When you first get a look inside the AIC, you see a room with a very high ceiling. The walls rising up to meet that ceiling are absolutely covered with all kinds of bright, colorful Arai motorcycle helmets. For anyone who loves to see helmet art on display, it’s quite a sight to behold. However, it’s only later in the video that you learn all those helmets have been crashed in and sent back to Arai so they can learn from those impacts. It’s heady stuff, indeed. 

Down at ground level, there are three testing machines located toward the center of the room. Now, as an Arai representative informs us, this isn’t where Arai does its certification testing. Instead, all helmets that take part in that process are sent away to an independent testing facility. Instead, Arai’s on-site testing machines are meant to demonstrate how well Arai helmets protect your head for dealers, distributors, and select other instances, like Jonathan Rea showing up to do a YouTube video. 

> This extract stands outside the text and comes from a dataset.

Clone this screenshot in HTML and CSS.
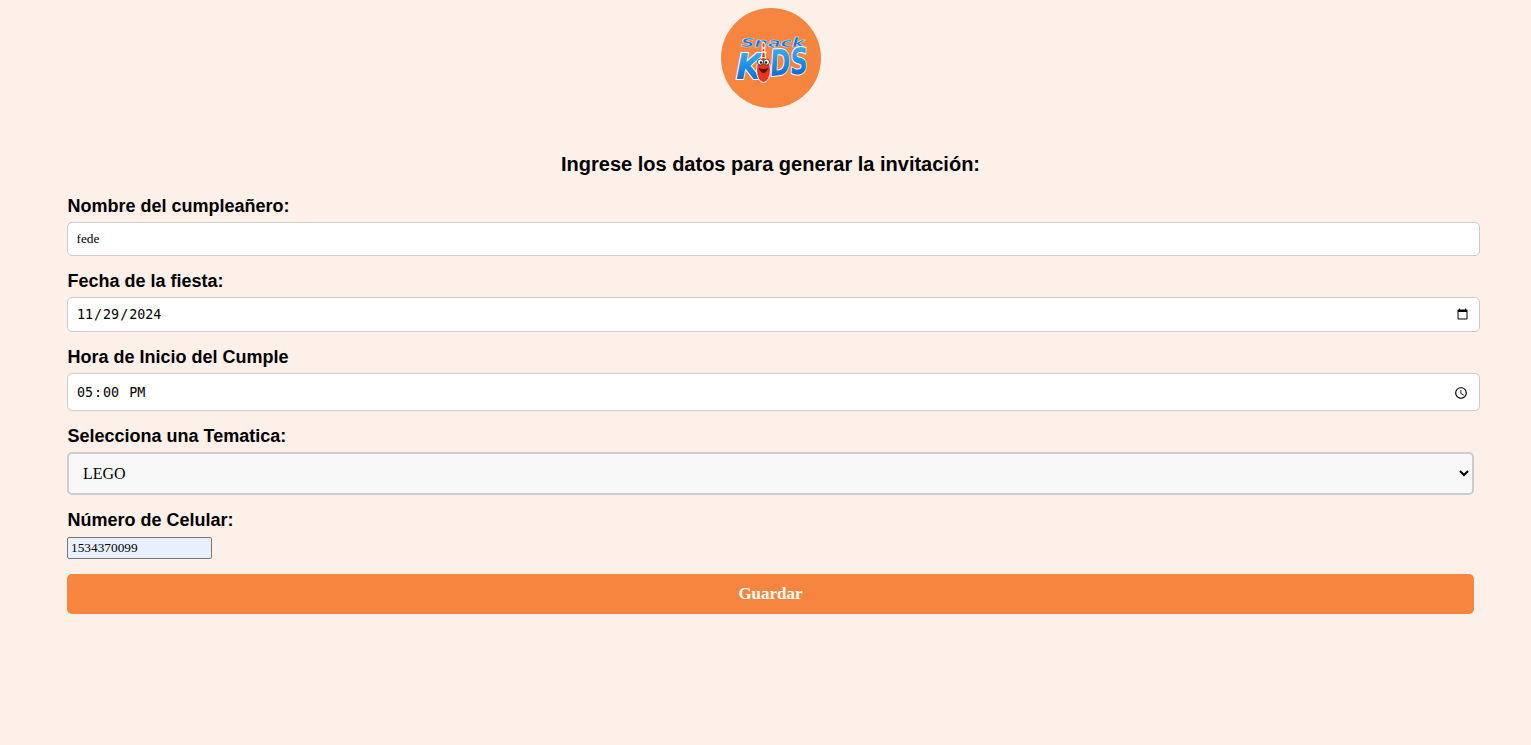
FILE: index.html
```html
<!DOCTYPE html>
<html lang="es">
<head>
<meta charset="utf-8">
<title>Snack Kids</title>
<link rel="stylesheet" href="styles.css">
</head>
<body>
<main class="page">
  <div class="logo-row">
    <svg class="logo" viewBox="0 0 100 100" width="100" height="100" aria-label="Snack Kids">
      <defs>
        <linearGradient id="blue" x1="0" y1="0" x2="0" y2="1">
          <stop offset="0" stop-color="#4fb8f5"/>
          <stop offset="0.55" stop-color="#1a8be6"/>
          <stop offset="1" stop-color="#0c55c0"/>
        </linearGradient>
      </defs>
      <circle cx="50" cy="50" r="50" fill="#f68540"/>
      <text class="logo-snack" transform="translate(20 39) scale(1.45 1)">Snack</text>
      <text class="logo-kids" transform="translate(15 71) scale(.95 1)">K</text>
      <text class="logo-kids" transform="translate(50 68) rotate(-4) scale(.68 1)">DS</text>
      <path d="M38.500 62 L40.500 45 Q41 40 40.500 37 Q40.500 34 42.500 34 Q44.500 34 44.500 37 Q44 40 44.500 45 L46.500 62 Z" fill="#fff"/>
      <path d="M40 62 L41.500 45 Q42 40 41.500 37 Q41.500 35 42.500 35 Q43.500 35 43.500 37 Q43 40 43.500 45 L45 62 Z" fill="#e8401f"/>
      <path d="M41 40 L44 40 M41 44 L44 44" stroke="#fff" stroke-width="1.500"/>
      <ellipse cx="42.500" cy="62" rx="7" ry="12.500" fill="#e8341a" stroke="#fff" stroke-width="1"/>
      <circle cx="39.500" cy="54" r="3" fill="#fff" stroke="#222" stroke-width=".8"/>
      <circle cx="45.500" cy="54" r="3" fill="#fff" stroke="#222" stroke-width=".8"/>
      <circle cx="40" cy="54.500" r="1.200" fill="#111"/>
      <circle cx="45" cy="54.500" r="1.200" fill="#111"/>
      <path d="M37.500 60 Q42.500 70 47.500 60 Q42.500 62 37.500 60Z" fill="#5a0d05"/>
    </svg>
  </div>
  <h2 class="title">Ingrese los datos para generar la invitación:</h2>
  <form class="form">
    <label class="label" for="nombre">Nombre del cumpleañero:</label>
    <input class="field field-name" id="nombre" type="text" value="fede">
    <label class="label" for="fecha">Fecha de la fiesta:</label>
    <input class="field field-date" id="fecha" type="date" value="2024-11-29">
    <label class="label" for="hora">Hora de Inicio del Cumple</label>
    <input class="field field-time" id="hora" type="time" value="17:00">
    <label class="label" for="tema">Selecciona una Tematica:</label>
    <select class="select" id="tema"><option>LEGO</option></select>
    <label class="label label-phone" for="cel">Número de Celular:</label>
    <input class="phone" id="cel" type="tel" value="1534370099">
    <button class="save" type="button">Guardar</button>
  </form>
</main>
</body>
</html>
```

FILE: styles.css
```css
html, body {
  margin: 0;
  padding: 0;
}
body {
  background: #fdf0e8;
  color: #000;
  font-family: "Liberation Sans", Arial, sans-serif;
  min-height: 745px;
}
.page {
  box-sizing: border-box;
  width: 1531px;
  padding: 8px 0 0 67px;
}
.logo-row {
  width: 1407px;
  display: flex;
  justify-content: center;
}
.logo {
  display: block;
  margin-left: 1px;
  overflow: visible;
}
.logo-snack {
  font-family: "DejaVu Sans", sans-serif;
  font-weight: 700;
  font-style: italic;
  font-size: 13px;
  fill: #1a6fd0;
  stroke: #bfe3fa;
  stroke-width: .5px;
}
.logo-kids {
  font-family: "DejaVu Sans", sans-serif;
  font-weight: 700;
  font-style: italic;
  font-size: 36px;
  fill: url(#blue);
  stroke: #fff;
  stroke-width: 2px;
  paint-order: stroke;
}
.title {
  width: 1407px;
  margin: 45px 0 0;
  text-align: center;
  font-size: 20px;
  line-height: 23px;
  font-weight: 700;
}
.form {
  width: 1407px;
  margin-top: 20px;
  display: flex;
  flex-direction: column;
  align-items: flex-start;
}
.label {
  display: block;
  padding-left: .5px;
  font-size: 18px;
  line-height: 21px;
  font-weight: 700;
  margin-bottom: 5px;
}
.label-phone {
  margin-bottom: 6px;
}
.field {
  box-sizing: border-box;
  width: 1413px;
  margin: 0 0 15px;
  padding: 0 8px;
  background: #fff;
  color: #000;
  border: 1px solid #ccc;
  border-radius: 5px;
}
.field-name {
  height: 34px;
  padding-left: 8.5px;
  font: 13.333px "Liberation Serif", serif;
}
.field-date {
  height: 35px;
  font-size: 13.333px;
  font-family: monospace;
}
.field-time {
  height: 38px;
  padding-top: 2px;
  font-size: 13.333px;
  font-family: monospace;
}
.select {
  box-sizing: border-box;
  width: 1407px;
  height: 43px;
  margin: 0 0 15px;
  padding: 0 10px;
  background: #f8f8f8;
  color: #000;
  border: 2px solid #ccc;
  border-radius: 5px;
  font: 16px "Liberation Serif", serif;
}
.phone {
  box-sizing: border-box;
  width: 145px;
  height: 22px;
  margin: 0 0 15px;
  padding: 1px 3px;
  background: #e8f0fe;
  color: #000;
  border: 1px solid #767676;
  border-radius: 2px;
  font: 13.333px "Liberation Serif", serif;
}
.save {
  display: block;
  width: 1407px;
  height: 40px;
  padding: 0;
  border: 0;
  border-radius: 5px;
  background: #f68540;
  color: #fff;
  font: 700 17px "Liberation Serif", serif;
}
```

Like other helmet manufacturers, Arai is understandably a bit cagey about its shell materials compositing process. What it isn’t shy about, though, is showing you how well its formula can protect your head. Rea rather hilariously demonstrates this by inviting someone to come stand on his head while he’s wearing just an Arai shell and laying on the floor. As we see, the weight of an average adult human male doesn’t appear to make that shell flex even a little bit. 

We also get to see a few tests with the machines, including an ECE-compliant 28 kilometer per hour speed drop, as well as the aforementioned penetration test. As the rep explained, Arai’s helmet design philosophy is pretty simple: If you deflect an impact as much as possible, then you don’t have to worry so much about absorbing the effects of that impact.